Stored entries:
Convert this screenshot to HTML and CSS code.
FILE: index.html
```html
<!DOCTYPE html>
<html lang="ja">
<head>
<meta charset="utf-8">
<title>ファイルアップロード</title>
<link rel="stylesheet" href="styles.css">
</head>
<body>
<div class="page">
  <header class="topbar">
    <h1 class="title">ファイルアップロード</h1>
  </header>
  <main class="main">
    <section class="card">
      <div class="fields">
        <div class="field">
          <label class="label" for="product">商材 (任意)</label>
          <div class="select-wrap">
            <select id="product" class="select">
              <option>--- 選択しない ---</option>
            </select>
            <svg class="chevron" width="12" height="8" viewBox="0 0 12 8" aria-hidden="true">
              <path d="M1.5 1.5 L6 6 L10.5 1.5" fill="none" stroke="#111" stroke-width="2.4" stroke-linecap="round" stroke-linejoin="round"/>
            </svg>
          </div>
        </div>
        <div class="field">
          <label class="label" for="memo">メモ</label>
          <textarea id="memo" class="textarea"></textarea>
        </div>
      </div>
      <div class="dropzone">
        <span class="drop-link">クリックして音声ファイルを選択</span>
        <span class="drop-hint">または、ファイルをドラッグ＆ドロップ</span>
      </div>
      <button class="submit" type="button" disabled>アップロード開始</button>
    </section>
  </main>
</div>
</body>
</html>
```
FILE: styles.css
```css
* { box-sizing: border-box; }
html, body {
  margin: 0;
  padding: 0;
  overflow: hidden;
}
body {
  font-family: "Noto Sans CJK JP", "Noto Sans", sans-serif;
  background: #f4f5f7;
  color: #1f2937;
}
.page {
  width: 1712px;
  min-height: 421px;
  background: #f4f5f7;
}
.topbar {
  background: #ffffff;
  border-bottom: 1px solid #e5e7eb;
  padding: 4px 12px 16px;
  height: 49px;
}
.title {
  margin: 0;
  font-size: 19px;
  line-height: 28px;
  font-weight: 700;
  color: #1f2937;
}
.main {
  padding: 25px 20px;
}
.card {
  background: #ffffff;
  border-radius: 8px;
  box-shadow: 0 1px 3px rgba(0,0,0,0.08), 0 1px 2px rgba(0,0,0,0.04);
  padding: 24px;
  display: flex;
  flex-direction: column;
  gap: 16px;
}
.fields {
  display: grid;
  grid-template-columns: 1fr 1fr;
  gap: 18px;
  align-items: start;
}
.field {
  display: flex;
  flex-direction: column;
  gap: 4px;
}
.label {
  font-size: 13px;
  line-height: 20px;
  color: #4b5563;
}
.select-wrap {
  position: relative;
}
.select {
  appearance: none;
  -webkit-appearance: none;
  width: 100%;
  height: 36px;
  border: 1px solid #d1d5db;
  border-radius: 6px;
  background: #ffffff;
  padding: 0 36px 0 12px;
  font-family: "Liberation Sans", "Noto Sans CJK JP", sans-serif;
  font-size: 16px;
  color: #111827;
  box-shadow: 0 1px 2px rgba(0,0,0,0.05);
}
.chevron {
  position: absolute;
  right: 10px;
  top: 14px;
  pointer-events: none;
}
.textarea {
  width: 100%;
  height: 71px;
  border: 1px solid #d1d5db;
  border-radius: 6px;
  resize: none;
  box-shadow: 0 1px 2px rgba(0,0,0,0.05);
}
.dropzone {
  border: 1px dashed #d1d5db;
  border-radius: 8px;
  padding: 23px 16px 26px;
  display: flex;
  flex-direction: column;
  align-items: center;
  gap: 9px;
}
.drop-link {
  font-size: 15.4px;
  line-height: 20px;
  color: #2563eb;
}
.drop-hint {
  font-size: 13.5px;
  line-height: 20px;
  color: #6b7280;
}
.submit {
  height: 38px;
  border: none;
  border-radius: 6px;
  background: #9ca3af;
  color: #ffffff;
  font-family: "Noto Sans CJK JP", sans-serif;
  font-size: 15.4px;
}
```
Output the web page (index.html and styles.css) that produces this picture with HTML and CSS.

**What to work on**
Extract the complete listing verbatim.

**Complete response**
Convert this screenshot to HTML and CSS code.
FILE: index.html
```html
<!DOCTYPE html>
<html lang="ja">
<head>
<meta charset="utf-8">
<title>ファイルアップロード</title>
<link rel="stylesheet" href="styles.css">
</head>
<body>
<div class="page">
  <header class="topbar">
    <h1 class="title">ファイルアップロード</h1>
  </header>
  <main class="main">
    <section class="card">
      <div class="fields">
        <div class="field">
          <label class="label" for="product">商材 (任意)</label>
          <div class="select-wrap">
            <select id="product" class="select">
              <option>--- 選択しない ---</option>
            </select>
            <svg class="chevron" width="12" height="8" viewBox="0 0 12 8" aria-hidden="true">
              <path d="M1.5 1.5 L6 6 L10.5 1.5" fill="none" stroke="#111" stroke-width="2.4" stroke-linecap="round" stroke-linejoin="round"/>
            </svg>
          </div>
        </div>
        <div class="field">
          <label class="label" for="memo">メモ</label>
          <textarea id="memo" class="textarea"></textarea>
        </div>
      </div>
      <div class="dropzone">
        <span class="drop-link">クリックして音声ファイルを選択</span>
        <span class="drop-hint">または、ファイルをドラッグ＆ドロップ</span>
      </div>
      <button class="submit" type="button" disabled>アップロード開始</button>
    </section>
  </main>
</div>
</body>
</html>
```
FILE: styles.css
```css
* { box-sizing: border-box; }
html, body {
  margin: 0;
  padding: 0;
  overflow: hidden;
}
body {
  font-family: "Noto Sans CJK JP", "Noto Sans", sans-serif;
  background: #f4f5f7;
  color: #1f2937;
}
.page {
  width: 1712px;
  min-height: 421px;
  background: #f4f5f7;
}
.topbar {
  background: #ffffff;
  border-bottom: 1px solid #e5e7eb;
  padding: 4px 12px 16px;
  height: 49px;
}
.title {
  margin: 0;
  font-size: 19px;
  line-height: 28px;
  font-weight: 700;
  color: #1f2937;
}
.main {
  padding: 25px 20px;
}
.card {
  background: #ffffff;
  border-radius: 8px;
  box-shadow: 0 1px 3px rgba(0,0,0,0.08), 0 1px 2px rgba(0,0,0,0.04);
  padding: 24px;
  display: flex;
  flex-direction: column;
  gap: 16px;
}
.fields {
  display: grid;
  grid-template-columns: 1fr 1fr;
  gap: 18px;
  align-items: start;
}
.field {
  display: flex;
  flex-direction: column;
  gap: 4px;
}
.label {
  font-size: 13px;
  line-height: 20px;
  color: #4b5563;
}
.select-wrap {
  position: relative;
}
.select {
  appearance: none;
  -webkit-appearance: none;
  width: 100%;
  height: 36px;
  border: 1px solid #d1d5db;
  border-radius: 6px;
  background: #ffffff;
  padding: 0 36px 0 12px;
  font-family: "Liberation Sans", "Noto Sans CJK JP", sans-serif;
  font-size: 16px;
  color: #111827;
  box-shadow: 0 1px 2px rgba(0,0,0,0.05);
}
.chevron {
  position: absolute;
  right: 10px;
  top: 14px;
  pointer-events: none;
}
.textarea {
  width: 100%;
  height: 71px;
  border: 1px solid #d1d5db;
  border-radius: 6px;
  resize: none;
  box-shadow: 0 1px 2px rgba(0,0,0,0.05);
}
.dropzone {
  border: 1px dashed #d1d5db;
  border-radius: 8px;
  padding: 23px 16px 26px;
  display: flex;
  flex-direction: column;
  align-items: center;
  gap: 9px;
}
.drop-link {
  font-size: 15.4px;
  line-height: 20px;
  color: #2563eb;
}
.drop-hint {
  font-size: 13.5px;
  line-height: 20px;
  color: #6b7280;
}
.submit {
  height: 38px;
  border: none;
  border-radius: 6px;
  background: #9ca3af;
  color: #ffffff;
  font-family: "Noto Sans CJK JP", sans-serif;
  font-size: 15.4px;
}
```
Output the web page (index.html and styles.css) that produces this picture with HTML and CSS.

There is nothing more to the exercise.